Nora Dryburgh, who had been appointed to replace Marshall, was among those who resigned. Her departure meant the bookmobile service had three librarians before it delivered a single book to Victoria's suburbs.
After his firing, Marshall took his family wife Christine, one-year-old Kathleen and five-year-old John to Yorkton, Sask., where he got a job with the rural school library service. After four years there, he spent two years as the first professional librarian in Kitimat, and then moved to Toronto to become the head librarian at a new branch in North York.
He capped his career by spending 17 years teaching in the faculty of library science at the University of Toronto. He loved books, and loved reading books about books. He also edited Citizen Participation in Library Decision-Making: The Toronto Experience, which was published in 1984.
The Victoria library paid a heavy price for the Marshall affair. It had trouble attracting qualified librarians until the board members involved in the firing were gone. John C. Lort, hired to replace Pollock as the head librarian, spent several years restoring the library's stature in Victoria and in the library community.

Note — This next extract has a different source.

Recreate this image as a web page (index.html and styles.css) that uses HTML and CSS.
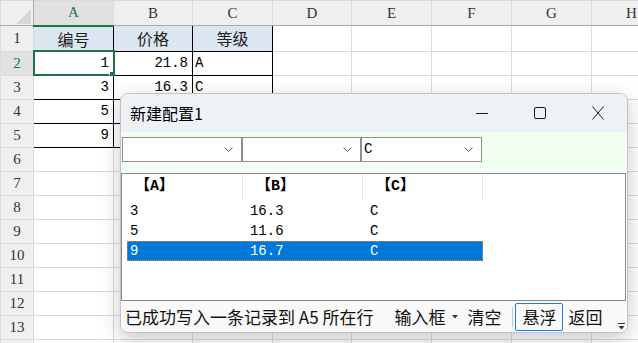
FILE: index.html
```html
<!DOCTYPE html>
<html lang="zh-CN">

<head>
    <meta charset="UTF-8">
    <meta name="viewport" content="width=device-width, initial-scale=1.0">
    <title>新建配置1</title>
    <link rel="stylesheet" href="styles.css">
</head>

<body>
    <div class="screen">
        <!-- Worksheet behind the dialog -->
        <table class="sheet">
            <colgroup>
                <col class="w-rh">
                <col class="w80">
                <col class="w79">
                <col class="w80">
                <col class="w79">
                <col class="w80">
                <col class="w80">
                <col class="w80">
                <col class="w80">
            </colgroup>
            <tr class="col-heads">
                <th class="corner">
                    <svg width="33" height="25" viewBox="0 0 33 25">
                        <polygon points="30,8 30,23 15,23" fill="#d6d6d6" />
                    </svg>
                </th>
                <th class="active-col">A</th>
                <th>B</th>
                <th>C</th>
                <th>D</th>
                <th>E</th>
                <th>F</th>
                <th>G</th>
                <th>H</th>
            </tr>
            <tr>
                <th class="row-head">1</th>
                <td class="bx head-fill">编号</td>
                <td class="bx head-fill">价格</td>
                <td class="bx head-fill">等级</td>
                <td></td><td></td><td></td><td></td><td></td>
            </tr>
            <tr>
                <th class="row-head active-row">2</th>
                <td class="bx num current">1</td>
                <td class="bx num">21.8</td>
                <td class="bx txt">A</td>
                <td></td><td></td><td></td><td></td><td></td>
            </tr>
            <tr>
                <th class="row-head">3</th>
                <td class="bx num">3</td>
                <td class="bx num">16.3</td>
                <td class="bx txt">C</td>
                <td></td><td></td><td></td><td></td><td></td>
            </tr>
            <tr>
                <th class="row-head">4</th>
                <td class="bx num">5</td>
                <td class="bx num">11.6</td>
                <td class="bx txt">C</td>
                <td></td><td></td><td></td><td></td><td></td>
            </tr>
            <tr>
                <th class="row-head">5</th>
                <td class="bx num">9</td>
                <td class="bx num">16.7</td>
                <td class="bx txt">C</td>
                <td></td><td></td><td></td><td></td><td></td>
            </tr>
            <tr><th class="row-head">6</th><td></td><td></td><td></td><td></td><td></td><td></td><td></td><td></td></tr>
            <tr><th class="row-head">7</th><td></td><td></td><td></td><td></td><td></td><td></td><td></td><td></td></tr>
            <tr><th class="row-head">8</th><td></td><td></td><td></td><td></td><td></td><td></td><td></td><td></td></tr>
            <tr><th class="row-head">9</th><td></td><td></td><td></td><td></td><td></td><td></td><td></td><td></td></tr>
            <tr><th class="row-head">10</th><td></td><td></td><td></td><td></td><td></td><td></td><td></td><td></td></tr>
            <tr><th class="row-head">11</th><td></td><td></td><td></td><td></td><td></td><td></td><td></td><td></td></tr>
            <tr><th class="row-head">12</th><td></td><td></td><td></td><td></td><td></td><td></td><td></td><td></td></tr>
            <tr><th class="row-head">13</th><td></td><td></td><td></td><td></td><td></td><td></td><td></td><td></td></tr>
            <tr><th class="row-head"></th><td></td><td></td><td></td><td></td><td></td><td></td><td></td><td></td></tr>
        </table>

        <!-- Floating dialog -->
        <div class="dialog">
            <div class="titlebar">
                <span class="dlg-title">新建配置1</span>
                <div class="win-btns">
                    <span class="win-btn">
                        <svg width="12" height="13" viewBox="0 0 12 13">
                            <path d="M0 6.5H12" stroke="#1a1a1a" stroke-width="1" />
                        </svg>
                    </span>
                    <span class="win-btn">
                        <svg width="12" height="12" viewBox="0 0 12 12">
                            <rect x="0.5" y="0.5" width="11" height="11" rx="1.5" fill="none" stroke="#1a1a1a" stroke-width="1" />
                        </svg>
                    </span>
                    <span class="win-btn">
                        <svg width="12" height="14" viewBox="0 0 12 14">
                            <path d="M0.5 0.5L11.5 13.5M11.5 0.5L0.5 13.5" stroke="#1a1a1a" stroke-width="1" />
                        </svg>
                    </span>
                </div>
            </div>

            <div class="toolbar">
                <div class="combo combo-a">
                    <span class="combo-val"></span>
                    <svg class="chev" width="9" height="5" viewBox="0 0 9 5">
                        <path d="M0.5 0.5L4.5 4.5L8.5 0.5" fill="none" stroke="#606060" />
                    </svg>
                </div>
                <div class="combo combo-b">
                    <span class="combo-val"></span>
                    <svg class="chev" width="9" height="5" viewBox="0 0 9 5">
                        <path d="M0.5 0.5L4.5 4.5L8.5 0.5" fill="none" stroke="#606060" />
                    </svg>
                </div>
                <div class="combo combo-c">
                    <span class="combo-val">C</span>
                    <svg class="chev" width="9" height="5" viewBox="0 0 9 5">
                        <path d="M0.5 0.5L4.5 4.5L8.5 0.5" fill="none" stroke="#606060" />
                    </svg>
                </div>
            </div>

            <div class="list">
                <div class="list-head">
                    <div class="head-cell">【A】</div>
                    <div class="head-cell">【B】</div>
                    <div class="head-cell">【C】</div>
                </div>
                <div class="list-row">
                    <span>3</span><span>16.3</span><span>C</span>
                </div>
                <div class="list-row">
                    <span>5</span><span>11.6</span><span>C</span>
                </div>
                <div class="list-row selected">
                    <span>9</span><span>16.7</span><span>C</span>
                </div>
            </div>

            <div class="statusbar">
                <span class="status-text">已成功写入一条记录到 A5 所在行</span>
                <span class="input-box">输入框</span>
                <span class="drop-mark">
                    <svg width="6" height="4" viewBox="0 0 6 4">
                        <polygon points="0,0 6,0 3,3.5" fill="#333" />
                    </svg>
                </span>
                <span class="clear-btn">清空</span>
                <span class="sep"></span>
                <span class="float-btn">悬浮</span>
                <span class="back-btn">返回</span>
                <span class="more">
                    <svg width="7" height="7" viewBox="0 0 7 7">
                        <path d="M0 0.5H7" stroke="#333" />
                        <polygon points="0.5,3 6.5,3 3.5,6.5" fill="#333" />
                    </svg>
                </span>
            </div>
        </div>
    </div>
</body>

</html>
```

FILE: styles.css
```css
body {
    margin: 0;
    padding: 0;
    background-color: #ffffff;
    font-family: 'Noto Sans CJK SC', sans-serif;
    overflow: hidden;
}

.screen {
    position: relative;
    width: 638px;
    height: 343px;
    overflow: hidden;
}

/* ---------- worksheet ---------- */

.sheet {
    border-collapse: collapse;
    table-layout: fixed;
    width: 671px;
}

.w-rh {
    width: 33px;
}

.w80 {
    width: 80px;
}

.w79 {
    width: 79px;
}

.sheet tr {
    height: 24px;
}

.sheet tr.col-heads {
    height: 25px;
}

.sheet td,
.sheet th {
    padding: 0;
    border: 1px solid #dadada;
    white-space: nowrap;
    overflow: hidden;
}

.col-heads th {
    background-color: #efefef;
    border-bottom: 1px solid #ababab;
    font-family: 'Liberation Serif', serif;
    font-weight: normal;
    font-size: 15px;
    color: #333;
    text-align: center;
}

.col-heads th.corner {
    position: relative;
    border-right: 1px solid #ababab;
}

.corner svg {
    position: absolute;
    left: 0;
    top: 0;
}

.col-heads th.active-col {
    background-color: #e1e1e1;
    color: #217346;
    border-bottom: 2px solid #217346;
}

.row-head {
    background-color: #efefef;
    border-right: 1px solid #ababab;
    font-family: 'Liberation Serif', serif;
    font-weight: normal;
    font-size: 15px;
    color: #333;
    text-align: center;
}

.row-head.active-row {
    background-color: #e1e1e1;
    color: #217346;
}

.sheet td.bx {
    border-color: #000000;
}

.head-fill {
    background-color: #dce6f1;
    text-align: center;
    font-size: 16px;
    color: #222;
}

.num {
    text-align: right;
    padding-right: 4px !important;
    font-family: 'Liberation Mono', monospace;
    font-size: 14px;
}

.txt {
    text-align: left;
    padding-left: 2px !important;
    font-family: 'Liberation Mono', monospace;
    font-size: 14px;
}

.current {
    position: relative;
    outline: 2px solid #217346;
    outline-offset: -1px;
}

.current::after {
    content: "";
    position: absolute;
    right: -3px;
    bottom: -3px;
    width: 5px;
    height: 5px;
    background-color: #217346;
    border: 1px solid #ffffff;
}

/* ---------- dialog ---------- */

.dialog {
    position: absolute;
    left: 120px;
    top: 93px;
    width: 506px;
    height: 238px;
    border: 1px solid #c4c4c4;
    border-radius: 8px;
    background-color: #fafafa;
    box-shadow: 0 6px 20px rgba(0, 0, 0, 0.22);
    display: flex;
    flex-direction: column;
    overflow: hidden;
}

.titlebar {
    height: 38px;
    background-color: #eef2f7;
    display: flex;
    align-items: center;
}

.dlg-title {
    padding-left: 9px;
    font-size: 16px;
    line-height: 20px;
    color: #000;
}

.win-btns {
    margin-left: auto;
    display: flex;
    height: 100%;
}

.win-btn {
    width: 58px;
    display: flex;
    align-items: center;
    justify-content: center;
}

.toolbar {
    height: 34px;
    padding-top: 5px;
    background-color: #f0fff0;
    display: flex;
    align-items: flex-start;
    margin: 0 1px;
}

.combo {
    height: 25px;
    border: 1px solid #8f8f8f;
    background-color: #ffffff;
    display: flex;
    align-items: center;
    padding: 0 8px 0 2px;
    box-sizing: border-box;
}

.combo-a {
    width: 120px;
}

.combo-b {
    width: 119px;
}

.combo-c {
    width: 121px;
}

.combo-val {
    flex: 1;
    font-family: 'Liberation Mono', monospace;
    font-size: 14px;
    line-height: 23px;
}

.chev {
    display: block;
}

.list {
    margin: 2px 1px 0 0;
    height: 126px;
    border: 1px solid #8a8a8a;
    background-color: #ffffff;
    font-family: 'Liberation Mono', 'Noto Sans CJK SC', monospace;
    font-size: 14px;
}

.list-head {
    display: flex;
    height: 26px;
    margin-bottom: 1px;
}

.head-cell {
    width: 120px;
    border-right: 1px solid #e5e5e5;
    box-sizing: border-box;
    padding-left: 13px;
    line-height: 26px;
    font-size: 15px;
    font-weight: bold;
}

.head-cell:first-child {
    width: 121px;
}

.list-row {
    display: flex;
    height: 20px;
    width: 356px;
    margin-left: 5px;
    line-height: 20px;
    box-sizing: border-box;
}

.list-row span {
    width: 120px;
    padding-left: 3px;
}

.list-row span:last-child {
    width: 116px;
}

.list-row.selected {
    background-color: #0078d7;
    color: #ffffff;
    outline: 1px dotted #e38a2c;
    outline-offset: -1px;
}

.statusbar {
    flex: 1;
    display: flex;
    align-items: center;
    background-color: #f9f9f9;
    font-size: 17px;
    line-height: 22px;
    color: #111;
    padding-left: 4px;
}

.status-text {
    white-space: nowrap;
}

.input-box {
    margin-left: 21px;
}

.drop-mark {
    margin-left: 7px;
    display: flex;
    align-items: center;
}

.clear-btn {
    margin-left: 9px;
}

.sep {
    width: 1px;
    height: 20px;
    background-color: #c8c8c8;
    margin-left: 11px;
}

.float-btn {
    margin-left: 2px;
    width: 46px;
    height: 26px;
    border: 1px solid #1a7fd4;
    border-radius: 2px;
    text-align: center;
    line-height: 26px;
}

.back-btn {
    margin-left: 5px;
}

.more {
    margin-left: auto;
    margin-right: 2px;
    align-self: flex-end;
    margin-bottom: 2px;
    display: flex;
}
```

In 1998, the board of the Greater Victoria Public Library apologized to Marshall, flying him and his wife to Victoria so he could receive the apology in person. "What goes around, comes around," Marshall said at the ceremony. "So be it."
Neil Williams, the library board chairman, told Marshall that the events that had happened would have been unjust at any time. "The fact that they took place within a library, in my mind, pushes them over the border into obscenity."
Robert Wallace, the former board member who had argued on Marshall's behalf, expressed regret that he had not been able to convince the others.
And with that, as Marshall's son, Dr. John Marshall, said later, "the dark cloud over his career was finally lifted."
The B.C. Library Association gave a plaque to Marshall. It also renamed the association's intellectual freedom award in his honour.